Civilians become spies for the Allies in this thriller adapted from a best-selling novel to the silver screen.

Helen MacInnes's Above Suspicion is an exciting spy novel about an Oxford professor whose friend asks him to make contact with various allied underground members on his annual summer trip across Europe. Richard Myles and his wife Frances are civilians, so they have a better chance of success and pose less risk to the cause. Richard is reluctant to put his wife in jeopardy, but Frances is thrilled to contribute something in the fight against Nazism. The deeper they get, the more dangerous their task becomes, and the book's exciting climax is a page turner.
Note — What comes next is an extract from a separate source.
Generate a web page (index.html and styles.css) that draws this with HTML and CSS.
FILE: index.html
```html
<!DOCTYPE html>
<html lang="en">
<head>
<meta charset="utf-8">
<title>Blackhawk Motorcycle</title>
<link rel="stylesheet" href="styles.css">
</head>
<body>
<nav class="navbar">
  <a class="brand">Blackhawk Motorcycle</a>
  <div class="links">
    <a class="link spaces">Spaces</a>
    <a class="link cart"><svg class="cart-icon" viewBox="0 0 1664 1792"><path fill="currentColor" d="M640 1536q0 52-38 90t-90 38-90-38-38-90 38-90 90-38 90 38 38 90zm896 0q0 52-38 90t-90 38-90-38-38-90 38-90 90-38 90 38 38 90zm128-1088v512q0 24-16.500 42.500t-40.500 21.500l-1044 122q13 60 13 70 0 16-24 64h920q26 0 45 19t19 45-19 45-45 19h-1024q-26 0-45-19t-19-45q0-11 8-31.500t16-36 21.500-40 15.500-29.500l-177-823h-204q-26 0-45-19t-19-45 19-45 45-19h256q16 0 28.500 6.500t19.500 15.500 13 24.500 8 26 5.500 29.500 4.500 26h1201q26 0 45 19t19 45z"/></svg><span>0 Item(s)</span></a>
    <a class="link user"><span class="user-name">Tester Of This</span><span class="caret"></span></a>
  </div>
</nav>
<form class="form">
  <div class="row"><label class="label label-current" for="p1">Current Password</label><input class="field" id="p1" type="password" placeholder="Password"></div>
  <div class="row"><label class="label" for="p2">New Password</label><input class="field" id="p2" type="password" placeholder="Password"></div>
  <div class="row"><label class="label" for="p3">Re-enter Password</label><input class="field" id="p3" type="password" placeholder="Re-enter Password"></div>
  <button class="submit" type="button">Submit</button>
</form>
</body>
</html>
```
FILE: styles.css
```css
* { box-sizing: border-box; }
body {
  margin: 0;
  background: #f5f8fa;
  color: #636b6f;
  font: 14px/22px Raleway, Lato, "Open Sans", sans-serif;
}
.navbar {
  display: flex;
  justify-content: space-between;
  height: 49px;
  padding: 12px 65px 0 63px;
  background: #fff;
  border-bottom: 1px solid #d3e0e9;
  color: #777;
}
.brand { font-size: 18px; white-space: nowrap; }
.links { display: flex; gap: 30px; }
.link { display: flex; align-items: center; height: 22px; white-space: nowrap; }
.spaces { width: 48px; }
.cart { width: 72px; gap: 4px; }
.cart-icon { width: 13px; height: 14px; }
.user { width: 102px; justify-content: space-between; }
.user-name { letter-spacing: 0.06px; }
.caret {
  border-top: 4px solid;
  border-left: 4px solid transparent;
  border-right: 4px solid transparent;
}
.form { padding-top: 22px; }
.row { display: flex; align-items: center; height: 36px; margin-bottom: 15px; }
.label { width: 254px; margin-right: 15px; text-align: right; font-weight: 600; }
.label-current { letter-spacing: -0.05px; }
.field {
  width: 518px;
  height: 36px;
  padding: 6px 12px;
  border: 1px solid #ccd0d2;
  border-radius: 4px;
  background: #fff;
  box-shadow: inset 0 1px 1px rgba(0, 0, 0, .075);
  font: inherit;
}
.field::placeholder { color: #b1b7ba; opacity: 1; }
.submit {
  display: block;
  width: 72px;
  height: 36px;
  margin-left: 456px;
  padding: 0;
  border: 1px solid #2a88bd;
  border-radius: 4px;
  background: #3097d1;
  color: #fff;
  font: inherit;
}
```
Because the characters are average people, the reader can relate to them and imagine himself in their position.

Above Suspicion was MacInnes's first novel, which began a successful career writing espionage books. Her husband Gilbert Highet was a British Intelligence officer and she used his experiences to provide authentic atmosphere for her stories.
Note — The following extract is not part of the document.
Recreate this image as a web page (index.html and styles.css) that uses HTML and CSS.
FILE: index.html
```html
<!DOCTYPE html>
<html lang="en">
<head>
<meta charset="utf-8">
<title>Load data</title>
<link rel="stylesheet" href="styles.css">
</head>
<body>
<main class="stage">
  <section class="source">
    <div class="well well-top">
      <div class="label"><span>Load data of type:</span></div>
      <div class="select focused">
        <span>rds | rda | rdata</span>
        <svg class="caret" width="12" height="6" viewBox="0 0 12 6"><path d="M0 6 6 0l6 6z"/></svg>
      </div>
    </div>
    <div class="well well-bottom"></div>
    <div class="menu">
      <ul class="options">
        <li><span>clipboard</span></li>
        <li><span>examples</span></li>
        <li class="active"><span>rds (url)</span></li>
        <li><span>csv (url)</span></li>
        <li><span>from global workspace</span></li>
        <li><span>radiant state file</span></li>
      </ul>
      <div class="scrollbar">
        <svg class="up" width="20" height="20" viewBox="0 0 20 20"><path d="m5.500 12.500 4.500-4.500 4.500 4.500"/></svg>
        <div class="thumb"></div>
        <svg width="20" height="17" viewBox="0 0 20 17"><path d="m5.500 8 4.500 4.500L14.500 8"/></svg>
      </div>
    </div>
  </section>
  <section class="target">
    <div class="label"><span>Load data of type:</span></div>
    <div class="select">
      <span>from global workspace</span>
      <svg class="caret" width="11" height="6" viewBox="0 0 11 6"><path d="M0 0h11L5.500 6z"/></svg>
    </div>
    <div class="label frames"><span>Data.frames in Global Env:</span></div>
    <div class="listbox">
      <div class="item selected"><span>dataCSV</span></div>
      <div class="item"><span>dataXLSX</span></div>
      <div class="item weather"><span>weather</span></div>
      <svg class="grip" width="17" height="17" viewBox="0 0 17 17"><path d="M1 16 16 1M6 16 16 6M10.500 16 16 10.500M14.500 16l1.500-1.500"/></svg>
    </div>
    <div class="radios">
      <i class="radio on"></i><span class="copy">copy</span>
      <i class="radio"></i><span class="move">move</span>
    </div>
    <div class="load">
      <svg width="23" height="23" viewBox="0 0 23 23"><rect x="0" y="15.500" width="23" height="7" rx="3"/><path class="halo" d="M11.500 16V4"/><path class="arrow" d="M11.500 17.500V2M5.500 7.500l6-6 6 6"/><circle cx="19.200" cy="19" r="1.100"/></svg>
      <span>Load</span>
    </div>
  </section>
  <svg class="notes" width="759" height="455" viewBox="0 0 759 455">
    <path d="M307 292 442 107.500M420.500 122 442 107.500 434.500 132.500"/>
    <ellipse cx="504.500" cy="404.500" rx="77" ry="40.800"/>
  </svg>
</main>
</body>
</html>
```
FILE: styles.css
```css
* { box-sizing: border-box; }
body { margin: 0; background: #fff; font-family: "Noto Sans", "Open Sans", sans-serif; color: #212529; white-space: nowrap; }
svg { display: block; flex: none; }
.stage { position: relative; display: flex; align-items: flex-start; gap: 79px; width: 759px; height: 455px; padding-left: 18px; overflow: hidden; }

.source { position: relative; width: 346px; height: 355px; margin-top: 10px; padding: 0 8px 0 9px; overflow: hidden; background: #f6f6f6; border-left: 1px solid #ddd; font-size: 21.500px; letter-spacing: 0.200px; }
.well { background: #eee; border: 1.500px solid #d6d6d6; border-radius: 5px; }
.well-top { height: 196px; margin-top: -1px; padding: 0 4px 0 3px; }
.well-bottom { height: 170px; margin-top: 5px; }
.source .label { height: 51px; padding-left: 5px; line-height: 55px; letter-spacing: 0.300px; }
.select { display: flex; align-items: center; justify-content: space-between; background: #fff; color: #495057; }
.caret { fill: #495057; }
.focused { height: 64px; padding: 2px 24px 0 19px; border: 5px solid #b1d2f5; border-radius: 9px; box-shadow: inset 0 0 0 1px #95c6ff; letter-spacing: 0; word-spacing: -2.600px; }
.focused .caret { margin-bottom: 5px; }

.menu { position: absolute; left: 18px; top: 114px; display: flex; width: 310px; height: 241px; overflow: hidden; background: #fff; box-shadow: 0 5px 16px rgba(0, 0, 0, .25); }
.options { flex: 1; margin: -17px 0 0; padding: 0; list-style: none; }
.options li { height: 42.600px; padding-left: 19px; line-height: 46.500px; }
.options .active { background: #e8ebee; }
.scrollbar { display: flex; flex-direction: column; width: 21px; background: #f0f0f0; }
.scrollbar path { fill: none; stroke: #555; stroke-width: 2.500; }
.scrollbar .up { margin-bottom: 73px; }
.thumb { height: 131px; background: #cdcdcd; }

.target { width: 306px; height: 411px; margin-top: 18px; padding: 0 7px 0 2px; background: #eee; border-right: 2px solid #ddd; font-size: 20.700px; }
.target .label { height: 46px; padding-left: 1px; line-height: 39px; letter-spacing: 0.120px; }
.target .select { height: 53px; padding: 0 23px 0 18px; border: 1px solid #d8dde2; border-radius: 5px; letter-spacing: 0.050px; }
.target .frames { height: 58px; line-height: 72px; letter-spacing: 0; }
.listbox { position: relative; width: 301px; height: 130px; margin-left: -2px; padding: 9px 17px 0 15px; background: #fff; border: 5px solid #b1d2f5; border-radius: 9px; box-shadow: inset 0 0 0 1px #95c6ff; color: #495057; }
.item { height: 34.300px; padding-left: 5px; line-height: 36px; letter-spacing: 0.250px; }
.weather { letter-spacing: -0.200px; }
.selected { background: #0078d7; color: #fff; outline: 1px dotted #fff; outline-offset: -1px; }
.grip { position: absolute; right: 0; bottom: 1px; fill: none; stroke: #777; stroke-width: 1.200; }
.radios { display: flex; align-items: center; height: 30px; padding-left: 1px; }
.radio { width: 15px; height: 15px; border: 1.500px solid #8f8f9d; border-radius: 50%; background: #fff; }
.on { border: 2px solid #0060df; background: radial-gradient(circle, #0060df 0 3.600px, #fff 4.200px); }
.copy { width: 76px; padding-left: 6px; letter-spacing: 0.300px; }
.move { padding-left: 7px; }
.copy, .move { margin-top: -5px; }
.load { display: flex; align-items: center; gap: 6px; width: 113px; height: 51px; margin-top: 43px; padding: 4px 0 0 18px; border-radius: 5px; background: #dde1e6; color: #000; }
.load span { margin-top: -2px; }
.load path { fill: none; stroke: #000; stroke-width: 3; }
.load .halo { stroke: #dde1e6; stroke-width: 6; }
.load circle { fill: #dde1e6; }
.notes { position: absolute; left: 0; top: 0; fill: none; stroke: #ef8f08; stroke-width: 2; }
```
Keith Winter, Melville Baker and Patricia Coleman adapted the novel to the screen. The film follows the novel closely, with a few notable changes. In the novel, the couple has been married for some time and they know each other well enough to be able to silently communicate, which comes in handy in situations when a lot of talk would blow their cover. In the movie, they're newlyweds, using their honeymoon as an excuse to travel. In the novel, the trustworthiness of the Englishman they meet on vacation is left ambiguous for much longer, contributing to the tension. The concert scene is exclusive to the film. The funny run-in with Frances's aunts is also created for the movie for additional conflict and humor. Understandably, some of the film's characters are an amalgamation of several from the book, and some players are nixed entirely, like the Myles's maid and her nephew and the bed and breakfast owner whose daughter disappeared after her interaction with the Nazis.

The Mespelbrunn house is very similar to MacInnes's description, down to the grisly encounter with the dog on the rocks. The violence and danger toward the end of the novel is sanitized for the screen, which weakens the intensity of the conclusion. However, the excitement of these sequences gives fans a motive to seek out the book.
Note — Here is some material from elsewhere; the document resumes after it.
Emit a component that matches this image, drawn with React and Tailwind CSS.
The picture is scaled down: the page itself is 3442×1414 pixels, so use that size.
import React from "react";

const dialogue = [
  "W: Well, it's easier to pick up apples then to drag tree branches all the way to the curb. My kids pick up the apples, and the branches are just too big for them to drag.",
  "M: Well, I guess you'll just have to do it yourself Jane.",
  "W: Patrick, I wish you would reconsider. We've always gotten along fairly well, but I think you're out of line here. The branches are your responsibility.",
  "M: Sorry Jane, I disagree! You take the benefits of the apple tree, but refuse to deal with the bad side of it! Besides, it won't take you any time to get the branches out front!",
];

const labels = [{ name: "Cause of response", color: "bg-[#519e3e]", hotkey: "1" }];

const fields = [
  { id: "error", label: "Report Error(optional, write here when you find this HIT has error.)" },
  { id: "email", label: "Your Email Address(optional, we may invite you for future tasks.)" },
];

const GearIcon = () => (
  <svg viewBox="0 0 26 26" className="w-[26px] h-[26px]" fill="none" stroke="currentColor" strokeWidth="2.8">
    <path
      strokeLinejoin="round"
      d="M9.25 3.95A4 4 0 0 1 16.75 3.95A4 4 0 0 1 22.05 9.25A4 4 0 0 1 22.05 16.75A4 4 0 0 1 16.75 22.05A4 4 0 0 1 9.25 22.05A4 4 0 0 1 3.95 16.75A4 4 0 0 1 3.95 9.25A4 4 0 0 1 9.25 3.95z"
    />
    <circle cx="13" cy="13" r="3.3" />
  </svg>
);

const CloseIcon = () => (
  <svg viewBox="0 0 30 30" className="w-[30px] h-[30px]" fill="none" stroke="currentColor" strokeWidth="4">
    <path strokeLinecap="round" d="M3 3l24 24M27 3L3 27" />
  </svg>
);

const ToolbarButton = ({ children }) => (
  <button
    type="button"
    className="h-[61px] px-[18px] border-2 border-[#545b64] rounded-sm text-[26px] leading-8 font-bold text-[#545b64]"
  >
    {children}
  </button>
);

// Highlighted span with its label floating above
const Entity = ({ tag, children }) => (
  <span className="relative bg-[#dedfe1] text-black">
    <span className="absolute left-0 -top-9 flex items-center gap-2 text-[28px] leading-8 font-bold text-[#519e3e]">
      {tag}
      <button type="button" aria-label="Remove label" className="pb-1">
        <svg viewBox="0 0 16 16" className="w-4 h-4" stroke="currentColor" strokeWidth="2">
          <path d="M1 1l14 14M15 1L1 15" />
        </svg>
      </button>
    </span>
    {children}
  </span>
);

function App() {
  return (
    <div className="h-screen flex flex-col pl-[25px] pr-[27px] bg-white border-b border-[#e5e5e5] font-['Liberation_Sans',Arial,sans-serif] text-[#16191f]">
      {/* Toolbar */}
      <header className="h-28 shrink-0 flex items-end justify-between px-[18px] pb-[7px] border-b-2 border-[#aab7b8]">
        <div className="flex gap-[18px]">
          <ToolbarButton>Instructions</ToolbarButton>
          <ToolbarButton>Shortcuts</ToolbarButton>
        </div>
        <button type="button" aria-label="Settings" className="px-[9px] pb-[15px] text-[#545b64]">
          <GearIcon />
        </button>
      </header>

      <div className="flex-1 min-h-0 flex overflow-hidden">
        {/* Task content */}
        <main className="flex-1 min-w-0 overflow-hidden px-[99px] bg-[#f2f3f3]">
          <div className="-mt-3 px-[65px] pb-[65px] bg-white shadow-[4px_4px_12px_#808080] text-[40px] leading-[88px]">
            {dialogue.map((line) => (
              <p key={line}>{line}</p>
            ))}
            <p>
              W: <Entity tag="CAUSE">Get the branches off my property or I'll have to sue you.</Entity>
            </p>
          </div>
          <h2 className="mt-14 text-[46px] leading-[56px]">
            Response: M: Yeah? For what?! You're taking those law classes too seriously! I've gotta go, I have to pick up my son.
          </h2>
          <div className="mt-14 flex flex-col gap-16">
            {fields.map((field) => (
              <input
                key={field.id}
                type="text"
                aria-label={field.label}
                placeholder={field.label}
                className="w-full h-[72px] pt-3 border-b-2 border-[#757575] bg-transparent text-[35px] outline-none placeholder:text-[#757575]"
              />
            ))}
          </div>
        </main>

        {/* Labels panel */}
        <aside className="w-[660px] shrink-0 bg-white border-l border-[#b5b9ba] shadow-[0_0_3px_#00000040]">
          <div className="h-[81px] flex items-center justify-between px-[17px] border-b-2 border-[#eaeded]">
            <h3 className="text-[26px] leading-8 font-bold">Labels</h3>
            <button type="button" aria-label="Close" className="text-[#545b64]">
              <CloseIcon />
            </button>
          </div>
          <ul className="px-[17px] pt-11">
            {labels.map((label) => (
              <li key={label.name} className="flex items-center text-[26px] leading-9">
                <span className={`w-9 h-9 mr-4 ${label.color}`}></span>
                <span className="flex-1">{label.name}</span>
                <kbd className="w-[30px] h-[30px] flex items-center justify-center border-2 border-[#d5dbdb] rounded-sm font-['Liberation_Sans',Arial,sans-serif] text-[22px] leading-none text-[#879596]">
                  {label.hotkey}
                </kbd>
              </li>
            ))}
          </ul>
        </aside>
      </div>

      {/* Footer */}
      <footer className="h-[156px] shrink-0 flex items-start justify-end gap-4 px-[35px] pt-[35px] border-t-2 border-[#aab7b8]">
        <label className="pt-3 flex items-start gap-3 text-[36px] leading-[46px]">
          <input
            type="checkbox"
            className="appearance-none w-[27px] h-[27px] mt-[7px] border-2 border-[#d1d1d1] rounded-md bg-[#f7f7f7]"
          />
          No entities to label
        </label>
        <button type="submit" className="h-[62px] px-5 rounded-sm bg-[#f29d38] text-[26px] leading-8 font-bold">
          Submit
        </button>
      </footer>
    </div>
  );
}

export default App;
The casting of Fred MacMurray and Joan Crawford is interesting and successful, although they're not the obvious choices. MacMurray is stiff in the way a British professor might be, but he isn't especially intellectual. Crawford is beautiful without being overtly glamorous, and she plays the role with enthusiasm. Basil Rathbone, who often played villains, and Conrad Veidt who often played Nazis, are wonderful choices for the ambiguous characters they play in the film because they keep the audience guessing as to their political positions simply because of who they are. It is worth noting this was Veidt's last film before he succumbed to a heart attack. Felix Bressart as the bookseller is also perfectly cast.

The book was published the year the United States entered WWII, but the movie came out in the thick of the war, so the potency of the danger this couple exposed themselves to would have been stronger because of the audience's understanding of the Nazis by that time. Oddly, some exhibitors were advised to downplay the Nazi element when advertising the film in fear of alienating audiences. Crawford wore a rose prominently on her hat in the film, and the use of the rose as a code is used throughout the story. In order to promote Above Suspicion, the Lowe's State Theater in Boston planted a woman with a red rose in her hair near the theater to distribute free tickets.

The New York Times reviewer called the film a, "Good chase film that doesn't take itself too seriously and doesn't pretend to be more than it is-- a melodrama without a message." Cameron of the N.Y. News said, "The action on the screen is a little confusing and lacks that tenseness that rightly belongs in a film story that abounds with dangerous adventure."

MacInnes went on to have a successful career as a writer and ultimately four of her novels were adapted to the screen. This one is worth seeking out in both forms.